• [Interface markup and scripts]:
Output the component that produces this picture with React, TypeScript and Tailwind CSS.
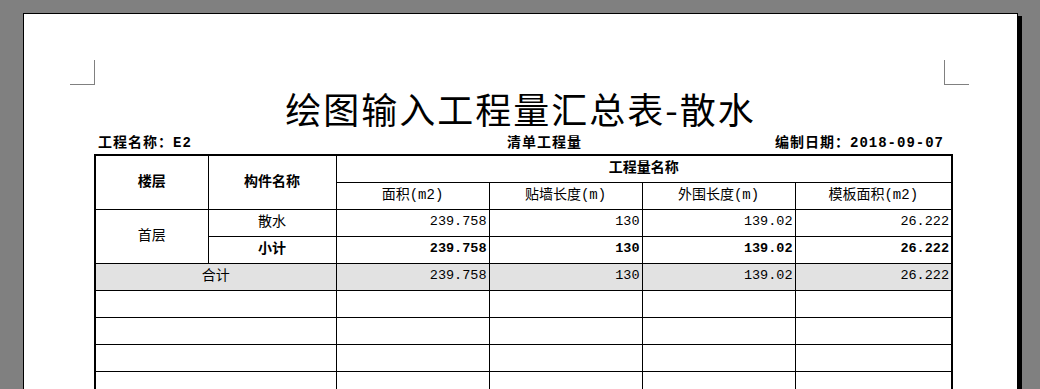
const mono = "font-['Liberation_Mono','Noto_Sans_CJK_SC',monospace]";

type Row = { values: string[] };

const firstFloor: Row = { values: ["239.758", "130", "139.02", "26.222"] };
const units = ["面积(m2)", "贴墙长度(m)", "外围长度(m)", "模板面积(m2)"];

function NumberCells({ values, bold }: { values: string[]; bold?: boolean }) {
  return (
    <>
      {values.map((v, i) => (
        <td key={i} className={`border border-black pr-[2px] text-right text-[13.5px] ${bold ? "font-bold" : ""}`}>
          {v}
        </td>
      ))}
    </>
  );
}

function CornerMark({ side }: { side: "left" | "right" }) {
  return (
    <div
      className={`h-[25px] w-[25px] border-b border-[#808080] ${side === "left" ? "border-r" : "border-l"}`}
    />
  );
}

export default function App() {
  return (
    <div className="h-[389px] w-[1040px] overflow-hidden bg-[#808080] pt-[13px] pl-[23px]">
      <div className="h-[400px] w-[995px] border border-black bg-white shadow-[4px_3px_0_#000]">
        <div className="flex justify-between pt-[46px] pr-[48px] pl-[46px]">
          <CornerMark side="left" />
          <CornerMark side="right" />
        </div>

        <h1 className="mt-[4px] h-[38px] text-center text-[36px] leading-[38px] tracking-[2px] font-['Noto_Sans_CJK_SC',sans-serif] text-black">
          绘图输入工程量汇总表-散水
        </h1>

        <div className={`ml-[70px] w-[857px] ${mono} text-black`}>
          <div className="mt-[7px] flex h-[18px] items-center text-[14px] leading-[18px] font-bold tracking-[1px]">
            <span className="w-[413px] pl-[4px]">工程名称：E2</span>
            <span>清单工程量</span>
            <span className="flex-1 pr-[7px] text-right">编制日期：2018-09-07</span>
          </div>

          <table className="mt-[2px] w-[857px] table-fixed border-collapse border-2 border-black text-[14px]">
            <colgroup>
              <col className="w-[113px]" />
              <col className="w-[128px]" />
              <col className="w-[153px]" />
              <col className="w-[153px]" />
              <col className="w-[153px]" />
              <col className="w-[157px]" />
            </colgroup>
            <thead>
              <tr className="h-[27px]">
                <th rowSpan={2} className="border border-black font-bold">楼层</th>
                <th rowSpan={2} className="border border-black font-bold">构件名称</th>
                <th colSpan={4} className="border border-black font-bold">工程量名称</th>
              </tr>
              <tr className="h-[27px]">
                {units.map((u) => (
                  <td key={u} className="border border-black text-center font-normal">{u}</td>
                ))}
              </tr>
            </thead>
            <tbody>
              <tr className="h-[27px]">
                <td rowSpan={2} className="border border-black text-center">首层</td>
                <td className="border border-black text-center">散水</td>
                <NumberCells values={firstFloor.values} />
              </tr>
              <tr className="h-[27px]">
                <td className="border border-black text-center font-bold">小计</td>
                <NumberCells values={firstFloor.values} bold />
              </tr>
              <tr className="h-[27px] bg-[#e2e2e2]">
                <td colSpan={2} className="border border-black text-center">合计</td>
                <NumberCells values={firstFloor.values} />
              </tr>
              {[0, 1, 2, 3].map((i) => (
                <tr key={i} className="h-[27px]">
                  <td colSpan={2} className="border border-black" />
                  <td className="border border-black" />
                  <td className="border border-black" />
                  <td className="border border-black" />
                  <td className="border border-black" />
                </tr>
              ))}
            </tbody>
          </table>
        </div>
      </div>
    </div>
  );
}
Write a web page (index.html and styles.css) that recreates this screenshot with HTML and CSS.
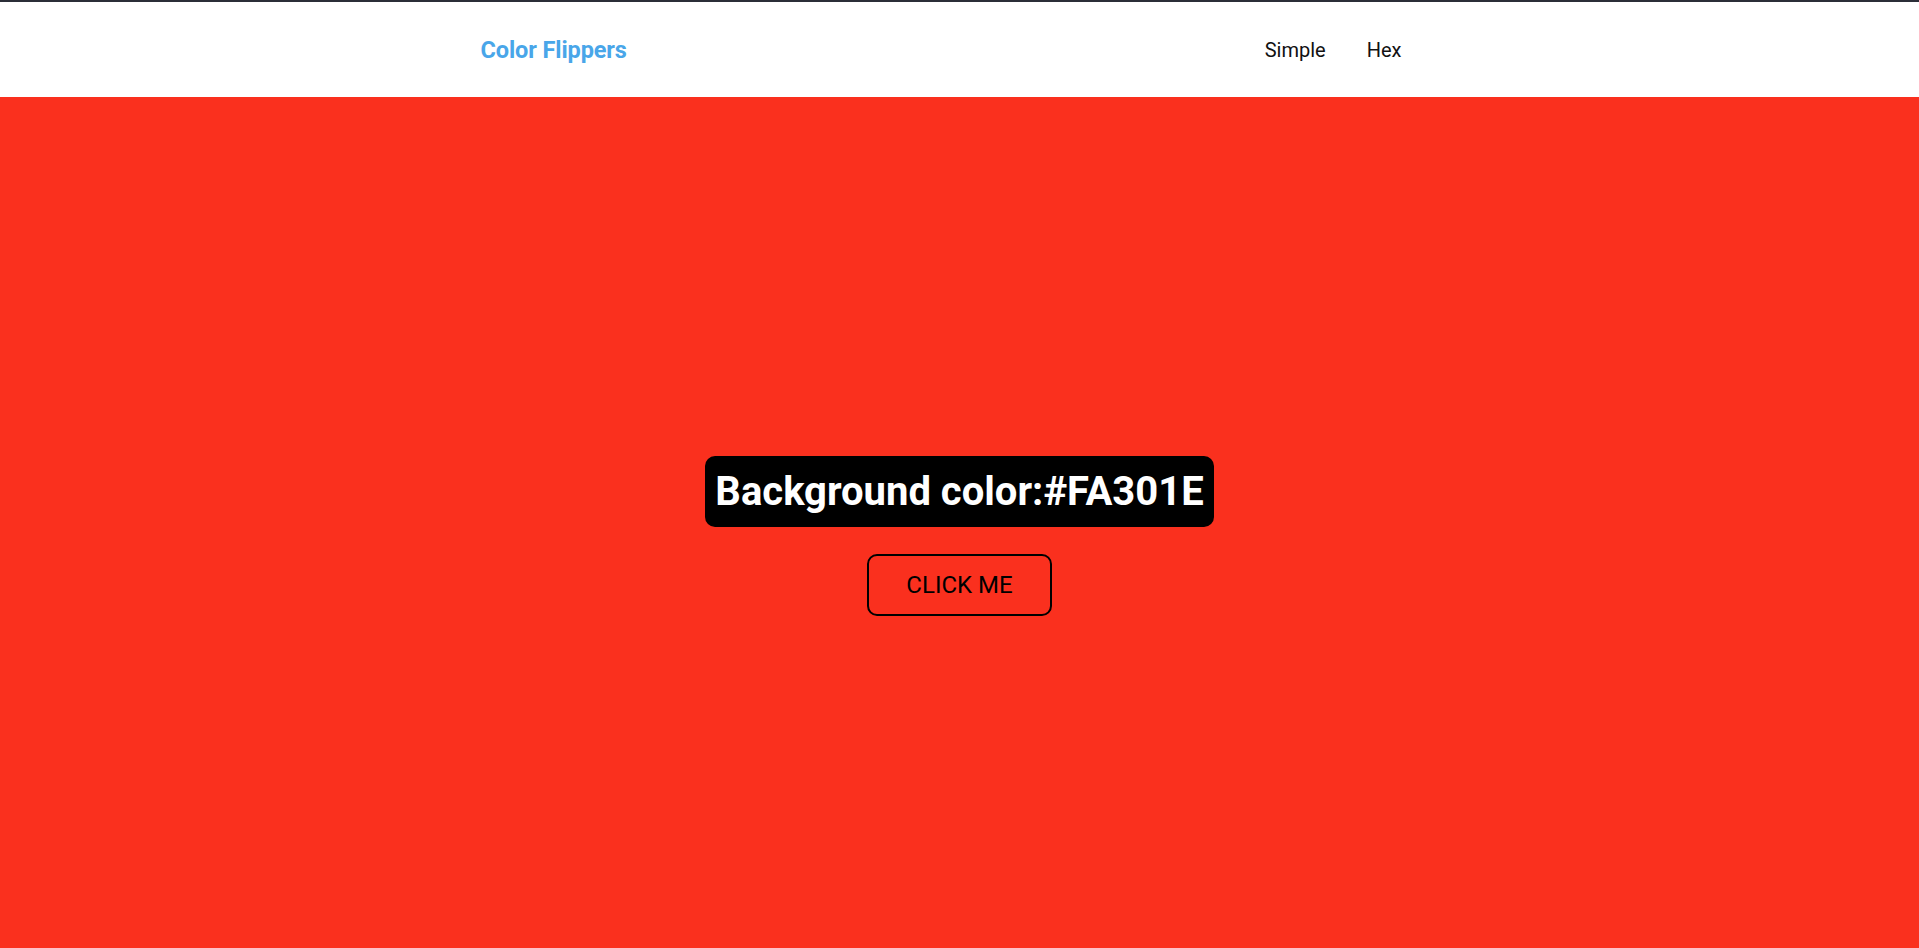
FILE: index.html
```html
<!DOCTYPE html>
<html lang="en">
<head>
<meta charset="UTF-8">
<title>Color Flipper</title>
<link rel="stylesheet" href="styles.css">
</head>
<body>
<nav class="nav">
  <div class="nav-center">
    <h4 class="logo">Color Flippers</h4>
    <ul class="nav-links">
      <li><a href="#">Simple</a></li>
      <li><a href="#">Hex</a></li>
    </ul>
  </div>
</nav>
<main class="main">
  <div class="container">
    <h2 class="title">Background color:<span class="color">#FA301E</span></h2>
    <button class="btn-hero">click me</button>
  </div>
</main>
</body>
</html>
```

FILE: styles.css
```css
* { box-sizing: border-box; margin: 0; padding: 0; }
html, body { height: 100%; }
body {
  font-family: Roboto, "Liberation Sans", sans-serif;
  background: #FA301E;
  border-top: 2px solid #2b2e38;
  overflow: hidden;
}
.nav {
  background: #fff;
  height: 95px;
}
.nav-center {
  width: 960px;
  height: 100%;
  margin: 0 auto;
  display: flex;
  align-items: center;
  justify-content: space-between;
  padding-right: 38px;
}
.logo {
  font-size: 23.5px;
  font-weight: 700;
  color: #49a6e9;
  padding-left: 1px;
  letter-spacing: -0.1px;
}
.nav-links {
  list-style: none;
  display: flex;
  gap: 41px;
}
.nav-links a {
  font-size: 20px;
  color: #111;
  text-decoration: none;
}
.main {
  min-height: calc(100vh - 97px);
  display: flex;
  align-items: center;
  justify-content: center;
  padding-top: 26px;
}
.container {
  display: flex;
  flex-direction: column;
  align-items: center;
  gap: 27px;
}
.title {
  background: #000;
  color: #fff;
  font-size: 40px;
  font-weight: 700;
  line-height: 47px;
  padding: 12px 10px;
  border-radius: 10px;
}
.color { color: #fff; }
.btn-hero {
  font-family: Roboto, "Liberation Sans", sans-serif;
  font-size: 24px;
  font-weight: 400;
  text-transform: uppercase;
  background: transparent;
  color: #000;
  border: 2px solid #000;
  border-radius: 10px;
  padding: 0 37px;
  height: 62px;
  line-height: 58px;
  cursor: pointer;
}
```
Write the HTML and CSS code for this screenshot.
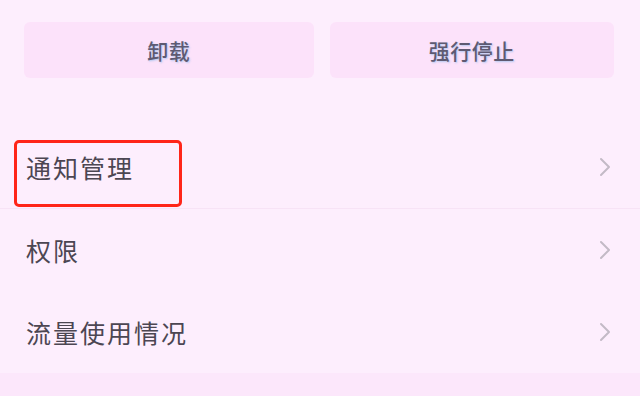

• [Aim of the exercise]:
Extract the entries in full, exactly as they are, minus the pictures.

• [Response to the exercise]:
Output the component that produces this picture with React, TypeScript and Tailwind CSS.
const mono = "font-['Liberation_Mono','Noto_Sans_CJK_SC',monospace]";

type Row = { values: string[] };

const firstFloor: Row = { values: ["239.758", "130", "139.02", "26.222"] };
const units = ["面积(m2)", "贴墙长度(m)", "外围长度(m)", "模板面积(m2)"];

function NumberCells({ values, bold }: { values: string[]; bold?: boolean }) {
  return (
    <>
      {values.map((v, i) => (
        <td key={i} className={`border border-black pr-[2px] text-right text-[13.5px] ${bold ? "font-bold" : ""}`}>
          {v}
        </td>
      ))}
    </>
  );
}

function CornerMark({ side }: { side: "left" | "right" }) {
  return (
    <div
      className={`h-[25px] w-[25px] border-b border-[#808080] ${side === "left" ? "border-r" : "border-l"}`}
    />
  );
}

export default function App() {
  return (
    <div className="h-[389px] w-[1040px] overflow-hidden bg-[#808080] pt-[13px] pl-[23px]">
      <div className="h-[400px] w-[995px] border border-black bg-white shadow-[4px_3px_0_#000]">
        <div className="flex justify-between pt-[46px] pr-[48px] pl-[46px]">
          <CornerMark side="left" />
          <CornerMark side="right" />
        </div>

        <h1 className="mt-[4px] h-[38px] text-center text-[36px] leading-[38px] tracking-[2px] font-['Noto_Sans_CJK_SC',sans-serif] text-black">
          绘图输入工程量汇总表-散水
        </h1>

        <div className={`ml-[70px] w-[857px] ${mono} text-black`}>
          <div className="mt-[7px] flex h-[18px] items-center text-[14px] leading-[18px] font-bold tracking-[1px]">
            <span className="w-[413px] pl-[4px]">工程名称：E2</span>
            <span>清单工程量</span>
            <span className="flex-1 pr-[7px] text-right">编制日期：2018-09-07</span>
          </div>

          <table className="mt-[2px] w-[857px] table-fixed border-collapse border-2 border-black text-[14px]">
            <colgroup>
              <col className="w-[113px]" />
              <col className="w-[128px]" />
              <col className="w-[153px]" />
              <col className="w-[153px]" />
              <col className="w-[153px]" />
              <col className="w-[157px]" />
            </colgroup>
            <thead>
              <tr className="h-[27px]">
                <th rowSpan={2} className="border border-black font-bold">楼层</th>
                <th rowSpan={2} className="border border-black font-bold">构件名称</th>
                <th colSpan={4} className="border border-black font-bold">工程量名称</th>
              </tr>
              <tr className="h-[27px]">
                {units.map((u) => (
                  <td key={u} className="border border-black text-center font-normal">{u}</td>
                ))}
              </tr>
            </thead>
            <tbody>
              <tr className="h-[27px]">
                <td rowSpan={2} className="border border-black text-center">首层</td>
                <td className="border border-black text-center">散水</td>
                <NumberCells values={firstFloor.values} />
              </tr>
              <tr className="h-[27px]">
                <td className="border border-black text-center font-bold">小计</td>
                <NumberCells values={firstFloor.values} bold />
              </tr>
              <tr className="h-[27px] bg-[#e2e2e2]">
                <td colSpan={2} className="border border-black text-center">合计</td>
                <NumberCells values={firstFloor.values} />
              </tr>
              {[0, 1, 2, 3].map((i) => (
                <tr key={i} className="h-[27px]">
                  <td colSpan={2} className="border border-black" />
                  <td className="border border-black" />
                  <td className="border border-black" />
                  <td className="border border-black" />
                  <td className="border border-black" />
                </tr>
              ))}
            </tbody>
          </table>
        </div>
      </div>
    </div>
  );
}
Write a web page (index.html and styles.css) that recreates this screenshot with HTML and CSS.
FILE: index.html
```html
<!DOCTYPE html>
<html lang="en">
<head>
<meta charset="UTF-8">
<title>Color Flipper</title>
<link rel="stylesheet" href="styles.css">
</head>
<body>
<nav class="nav">
  <div class="nav-center">
    <h4 class="logo">Color Flippers</h4>
    <ul class="nav-links">
      <li><a href="#">Simple</a></li>
      <li><a href="#">Hex</a></li>
    </ul>
  </div>
</nav>
<main class="main">
  <div class="container">
    <h2 class="title">Background color:<span class="color">#FA301E</span></h2>
    <button class="btn-hero">click me</button>
  </div>
</main>
</body>
</html>
```

FILE: styles.css
```css
* { box-sizing: border-box; margin: 0; padding: 0; }
html, body { height: 100%; }
body {
  font-family: Roboto, "Liberation Sans", sans-serif;
  background: #FA301E;
  border-top: 2px solid #2b2e38;
  overflow: hidden;
}
.nav {
  background: #fff;
  height: 95px;
}
.nav-center {
  width: 960px;
  height: 100%;
  margin: 0 auto;
  display: flex;
  align-items: center;
  justify-content: space-between;
  padding-right: 38px;
}
.logo {
  font-size: 23.5px;
  font-weight: 700;
  color: #49a6e9;
  padding-left: 1px;
  letter-spacing: -0.1px;
}
.nav-links {
  list-style: none;
  display: flex;
  gap: 41px;
}
.nav-links a {
  font-size: 20px;
  color: #111;
  text-decoration: none;
}
.main {
  min-height: calc(100vh - 97px);
  display: flex;
  align-items: center;
  justify-content: center;
  padding-top: 26px;
}
.container {
  display: flex;
  flex-direction: column;
  align-items: center;
  gap: 27px;
}
.title {
  background: #000;
  color: #fff;
  font-size: 40px;
  font-weight: 700;
  line-height: 47px;
  padding: 12px 10px;
  border-radius: 10px;
}
.color { color: #fff; }
.btn-hero {
  font-family: Roboto, "Liberation Sans", sans-serif;
  font-size: 24px;
  font-weight: 400;
  text-transform: uppercase;
  background: transparent;
  color: #000;
  border: 2px solid #000;
  border-radius: 10px;
  padding: 0 37px;
  height: 62px;
  line-height: 58px;
  cursor: pointer;
}
```
Write the HTML and CSS code for this screenshot.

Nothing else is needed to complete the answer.